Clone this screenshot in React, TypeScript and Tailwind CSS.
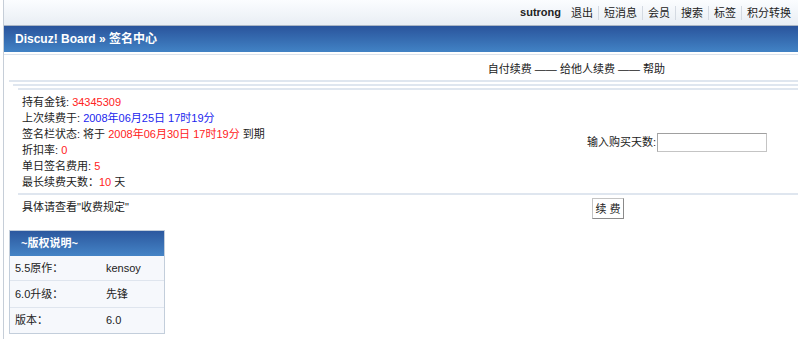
import React from "react";

const font = {
  fontFamily: '"Liberation Sans", "Noto Sans CJK SC", sans-serif',
};

export default function App() {
  const nav = ["退出", "短消息", "会员", "搜索", "标签", "积分转换"];
  return (
    <div className="h-[339px] w-[798px] overflow-hidden bg-white text-[11px] text-[#222]" style={font}>
      <div className="ml-[3px] h-full border-l border-[#c6ced8]">
        {/* top nav */}
        <div className="flex h-[25px] items-center justify-end bg-gradient-to-b from-[#fbfdff] to-[#e9eef4] pr-[2px]">
          <span className="mr-[10px] font-bold text-[#222]">sutrong</span>
          {nav.map((n, i) => (
            <span
              key={n}
              className={
                i === 0
                  ? "pr-[5px] leading-[14px]"
                  : "border-l border-[#d4dae2] px-[5px] leading-[14px]"
              }
            >
              {n}
            </span>
          ))}
        </div>

        {/* breadcrumb bar */}
        <div className="h-[27px] border-t border-[#aab6c5] bg-gradient-to-b from-[#2a549c] to-[#4283c5] pl-[11px] text-[12px] font-bold leading-[26px] text-white">
          Discuz! Board » 签名中心
        </div>
        <div className="h-[3px] border-b border-[#dce3ec]" />

        <div className="pl-[5px]">
          {/* tabs row */}
          <div className="flex h-[27px] items-center justify-end border-b-2 border-[#dfe6ef] pr-[133px] pt-[3px]">
            <span>自付续费 —— 给他人续费 —— 帮助</span>
          </div>
          <div className="ml-[4px] mt-[2px] border-b-2 border-[#dfe6ef]" />
          <div className="ml-[9px] mt-[2px] border-b-2 border-[#dfe6ef]" />

          {/* main form */}
          <div className="ml-[9px]">
            <div className="flex items-center border-b-2 border-[#dfe6ef] pb-[3px] pt-[4px]">
              <div className="w-[569px] pl-[4px] leading-[16px]">
                <div>
                  持有金钱: <span className="text-[#f22]">34345309</span>
                </div>
                <div>
                  上次续费于: <span className="text-[#1b25ee]">2008年06月25日 17时19分</span>
                </div>
                <div>
                  签名栏状态: 将于 <span className="text-[#f22]">2008年06月30日 17时19分</span> 到期
                </div>
                <div>
                  折扣率: <span className="text-[#f22]">0</span>
                </div>
                <div>
                  单日签名费用: <span className="text-[#f22]">5</span>
                </div>
                <div>
                  最长续费天数：<span className="text-[#f22]">10</span> 天
                </div>
              </div>
              <div className="flex items-center">
                <span>输入购买天数:</span>
                <input className="ml-[1px] h-[19px] w-[110px] border border-[#c4c4c4] border-l-[#a8a8a8] border-t-[#a0a0a0] bg-white outline-none" />
              </div>
            </div>
            <div className="flex h-[25px] items-center">
              <div className="w-[574px] pl-[4px]">具体请查看"收费规定"</div>
              <button className="mt-[2px] h-[21px] w-[32px] border border-[#c4c4c4] border-b-[#8a8a8a] border-r-[#8a8a8a] bg-white text-[11px] leading-[18px]">
                续 费
              </button>
            </div>
          </div>

          {/* copyright box */}
          <div className="mt-[10px] w-[156px] border border-[#c3cedb] bg-[#f6f8fc]">
            <div className="h-[25px] bg-gradient-to-b from-[#2c589f] to-[#4584c6] pl-[11px] font-bold leading-[25px] text-white">
              ~版权说明~
            </div>
            {[
              ["5.5原作：", "kensoy", "h-[24px]"],
              ["6.0升级：", "先锋", "h-[27px]"],
              ["版本：", "6.0", "h-[26px]"],
            ].map(([a, b, h], i) => (
              <div
                key={a}
                className={
                  "flex items-center " + h + (i > 0 ? " border-t border-[#dfe5ee]" : "")
                }
              >
                <span className="w-[96px] pl-[5px]">{a}</span>
                <span>{b}</span>
              </div>
            ))}
          </div>
        </div>
      </div>
    </div>
  );
}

Objective ->
Set the listing down in full and exactly. Pictures within it should not appear in the copy.

Reply ->
Clone this screenshot in React, TypeScript and Tailwind CSS.
import React from "react";

const font = {
  fontFamily: '"Liberation Sans", "Noto Sans CJK SC", sans-serif',
};

export default function App() {
  const nav = ["退出", "短消息", "会员", "搜索", "标签", "积分转换"];
  return (
    <div className="h-[339px] w-[798px] overflow-hidden bg-white text-[11px] text-[#222]" style={font}>
      <div className="ml-[3px] h-full border-l border-[#c6ced8]">
        {/* top nav */}
        <div className="flex h-[25px] items-center justify-end bg-gradient-to-b from-[#fbfdff] to-[#e9eef4] pr-[2px]">
          <span className="mr-[10px] font-bold text-[#222]">sutrong</span>
          {nav.map((n, i) => (
            <span
              key={n}
              className={
                i === 0
                  ? "pr-[5px] leading-[14px]"
                  : "border-l border-[#d4dae2] px-[5px] leading-[14px]"
              }
            >
              {n}
            </span>
          ))}
        </div>

        {/* breadcrumb bar */}
        <div className="h-[27px] border-t border-[#aab6c5] bg-gradient-to-b from-[#2a549c] to-[#4283c5] pl-[11px] text-[12px] font-bold leading-[26px] text-white">
          Discuz! Board » 签名中心
        </div>
        <div className="h-[3px] border-b border-[#dce3ec]" />

        <div className="pl-[5px]">
          {/* tabs row */}
          <div className="flex h-[27px] items-center justify-end border-b-2 border-[#dfe6ef] pr-[133px] pt-[3px]">
            <span>自付续费 —— 给他人续费 —— 帮助</span>
          </div>
          <div className="ml-[4px] mt-[2px] border-b-2 border-[#dfe6ef]" />
          <div className="ml-[9px] mt-[2px] border-b-2 border-[#dfe6ef]" />

          {/* main form */}
          <div className="ml-[9px]">
            <div className="flex items-center border-b-2 border-[#dfe6ef] pb-[3px] pt-[4px]">
              <div className="w-[569px] pl-[4px] leading-[16px]">
                <div>
                  持有金钱: <span className="text-[#f22]">34345309</span>
                </div>
                <div>
                  上次续费于: <span className="text-[#1b25ee]">2008年06月25日 17时19分</span>
                </div>
                <div>
                  签名栏状态: 将于 <span className="text-[#f22]">2008年06月30日 17时19分</span> 到期
                </div>
                <div>
                  折扣率: <span className="text-[#f22]">0</span>
                </div>
                <div>
                  单日签名费用: <span className="text-[#f22]">5</span>
                </div>
                <div>
                  最长续费天数：<span className="text-[#f22]">10</span> 天
                </div>
              </div>
              <div className="flex items-center">
                <span>输入购买天数:</span>
                <input className="ml-[1px] h-[19px] w-[110px] border border-[#c4c4c4] border-l-[#a8a8a8] border-t-[#a0a0a0] bg-white outline-none" />
              </div>
            </div>
            <div className="flex h-[25px] items-center">
              <div className="w-[574px] pl-[4px]">具体请查看"收费规定"</div>
              <button className="mt-[2px] h-[21px] w-[32px] border border-[#c4c4c4] border-b-[#8a8a8a] border-r-[#8a8a8a] bg-white text-[11px] leading-[18px]">
                续 费
              </button>
            </div>
          </div>

          {/* copyright box */}
          <div className="mt-[10px] w-[156px] border border-[#c3cedb] bg-[#f6f8fc]">
            <div className="h-[25px] bg-gradient-to-b from-[#2c589f] to-[#4584c6] pl-[11px] font-bold leading-[25px] text-white">
              ~版权说明~
            </div>
            {[
              ["5.5原作：", "kensoy", "h-[24px]"],
              ["6.0升级：", "先锋", "h-[27px]"],
              ["版本：", "6.0", "h-[26px]"],
            ].map(([a, b, h], i) => (
              <div
                key={a}
                className={
                  "flex items-center " + h + (i > 0 ? " border-t border-[#dfe5ee]" : "")
                }
              >
                <span className="w-[96px] pl-[5px]">{a}</span>
                <span>{b}</span>
              </div>
            ))}
          </div>
        </div>
      </div>
    </div>
  );
}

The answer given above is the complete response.